**PROMPT**
Filter the listing below, copying every line in which the word "styles" appears.
***** DATA PROVIDED *****
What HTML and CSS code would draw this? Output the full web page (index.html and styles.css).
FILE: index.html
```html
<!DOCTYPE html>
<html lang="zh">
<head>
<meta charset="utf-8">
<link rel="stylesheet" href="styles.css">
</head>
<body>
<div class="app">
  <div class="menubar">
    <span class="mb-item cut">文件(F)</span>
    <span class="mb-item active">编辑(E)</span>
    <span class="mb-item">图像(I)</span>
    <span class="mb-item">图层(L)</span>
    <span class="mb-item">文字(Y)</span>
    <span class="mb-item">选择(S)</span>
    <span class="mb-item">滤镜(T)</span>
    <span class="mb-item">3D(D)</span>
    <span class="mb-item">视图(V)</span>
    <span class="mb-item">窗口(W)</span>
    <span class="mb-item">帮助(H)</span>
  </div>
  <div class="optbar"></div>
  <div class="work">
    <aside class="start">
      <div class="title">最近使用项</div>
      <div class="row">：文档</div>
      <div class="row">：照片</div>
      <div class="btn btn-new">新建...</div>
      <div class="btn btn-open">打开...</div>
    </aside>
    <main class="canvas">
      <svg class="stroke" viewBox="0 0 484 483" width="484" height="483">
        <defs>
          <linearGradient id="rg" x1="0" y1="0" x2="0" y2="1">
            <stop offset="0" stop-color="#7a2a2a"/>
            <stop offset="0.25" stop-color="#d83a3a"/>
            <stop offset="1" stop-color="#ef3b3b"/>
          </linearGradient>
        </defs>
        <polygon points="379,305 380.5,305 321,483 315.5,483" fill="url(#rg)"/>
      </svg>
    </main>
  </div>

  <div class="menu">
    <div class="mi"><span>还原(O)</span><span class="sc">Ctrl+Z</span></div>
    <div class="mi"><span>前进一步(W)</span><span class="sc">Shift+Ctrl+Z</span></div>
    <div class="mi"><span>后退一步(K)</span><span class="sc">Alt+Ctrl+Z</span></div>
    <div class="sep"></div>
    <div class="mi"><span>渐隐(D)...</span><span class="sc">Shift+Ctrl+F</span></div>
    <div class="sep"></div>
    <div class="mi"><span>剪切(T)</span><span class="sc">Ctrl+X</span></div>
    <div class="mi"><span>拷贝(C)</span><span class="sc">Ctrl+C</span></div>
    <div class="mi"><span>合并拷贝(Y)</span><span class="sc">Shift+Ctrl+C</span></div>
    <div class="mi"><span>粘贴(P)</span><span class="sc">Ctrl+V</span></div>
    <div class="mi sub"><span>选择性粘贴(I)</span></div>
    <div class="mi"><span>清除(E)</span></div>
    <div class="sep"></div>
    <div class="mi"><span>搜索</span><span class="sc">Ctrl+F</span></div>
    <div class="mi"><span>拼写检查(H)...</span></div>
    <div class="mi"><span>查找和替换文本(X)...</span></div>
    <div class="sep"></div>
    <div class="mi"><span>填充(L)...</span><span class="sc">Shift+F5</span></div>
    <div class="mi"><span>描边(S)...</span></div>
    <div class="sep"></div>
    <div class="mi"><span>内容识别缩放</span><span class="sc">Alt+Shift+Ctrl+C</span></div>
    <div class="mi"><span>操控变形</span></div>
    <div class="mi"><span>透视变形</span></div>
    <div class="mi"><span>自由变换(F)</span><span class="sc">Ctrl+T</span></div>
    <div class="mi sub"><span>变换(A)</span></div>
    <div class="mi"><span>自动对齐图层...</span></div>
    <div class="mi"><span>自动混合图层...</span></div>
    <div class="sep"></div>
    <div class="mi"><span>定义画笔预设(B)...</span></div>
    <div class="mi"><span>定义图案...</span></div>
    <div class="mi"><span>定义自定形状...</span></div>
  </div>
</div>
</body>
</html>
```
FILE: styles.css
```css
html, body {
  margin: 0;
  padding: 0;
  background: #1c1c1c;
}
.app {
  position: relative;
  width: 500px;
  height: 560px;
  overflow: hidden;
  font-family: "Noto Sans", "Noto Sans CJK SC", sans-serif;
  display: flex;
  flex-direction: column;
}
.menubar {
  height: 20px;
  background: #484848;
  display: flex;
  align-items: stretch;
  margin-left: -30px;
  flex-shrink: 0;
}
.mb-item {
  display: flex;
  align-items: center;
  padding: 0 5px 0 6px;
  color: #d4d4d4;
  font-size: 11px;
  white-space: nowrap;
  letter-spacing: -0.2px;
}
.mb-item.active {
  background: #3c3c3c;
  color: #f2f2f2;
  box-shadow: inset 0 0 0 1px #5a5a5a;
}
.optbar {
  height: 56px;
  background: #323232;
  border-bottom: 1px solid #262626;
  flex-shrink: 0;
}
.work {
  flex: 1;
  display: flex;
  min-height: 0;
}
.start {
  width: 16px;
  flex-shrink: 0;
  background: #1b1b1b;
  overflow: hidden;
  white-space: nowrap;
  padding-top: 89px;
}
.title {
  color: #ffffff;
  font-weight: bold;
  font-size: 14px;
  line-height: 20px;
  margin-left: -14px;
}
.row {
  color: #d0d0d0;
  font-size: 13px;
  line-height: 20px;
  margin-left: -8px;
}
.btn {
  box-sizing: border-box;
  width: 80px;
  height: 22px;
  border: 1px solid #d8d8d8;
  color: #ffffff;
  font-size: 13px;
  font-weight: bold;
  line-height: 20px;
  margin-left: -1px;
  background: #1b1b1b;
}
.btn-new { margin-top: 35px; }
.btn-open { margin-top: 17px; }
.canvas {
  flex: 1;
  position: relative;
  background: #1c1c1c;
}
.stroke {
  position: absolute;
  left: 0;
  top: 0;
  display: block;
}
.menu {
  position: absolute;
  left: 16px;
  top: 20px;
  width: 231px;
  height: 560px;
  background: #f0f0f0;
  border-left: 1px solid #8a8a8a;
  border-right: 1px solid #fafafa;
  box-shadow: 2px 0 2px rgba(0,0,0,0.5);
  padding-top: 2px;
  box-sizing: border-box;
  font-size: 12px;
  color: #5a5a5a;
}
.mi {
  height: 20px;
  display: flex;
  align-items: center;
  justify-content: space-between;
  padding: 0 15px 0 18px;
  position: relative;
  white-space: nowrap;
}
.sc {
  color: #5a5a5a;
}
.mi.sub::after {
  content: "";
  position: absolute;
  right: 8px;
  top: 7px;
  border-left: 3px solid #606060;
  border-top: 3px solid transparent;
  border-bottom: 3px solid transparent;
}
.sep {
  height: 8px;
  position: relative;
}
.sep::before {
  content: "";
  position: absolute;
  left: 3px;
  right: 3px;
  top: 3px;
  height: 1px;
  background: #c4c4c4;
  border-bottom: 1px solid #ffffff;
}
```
*****
**WRITTEN RESPONSE**
What HTML and CSS code would draw this? Output the full web page (index.html and styles.css).
<link rel="stylesheet" href="styles.css">
FILE: styles.css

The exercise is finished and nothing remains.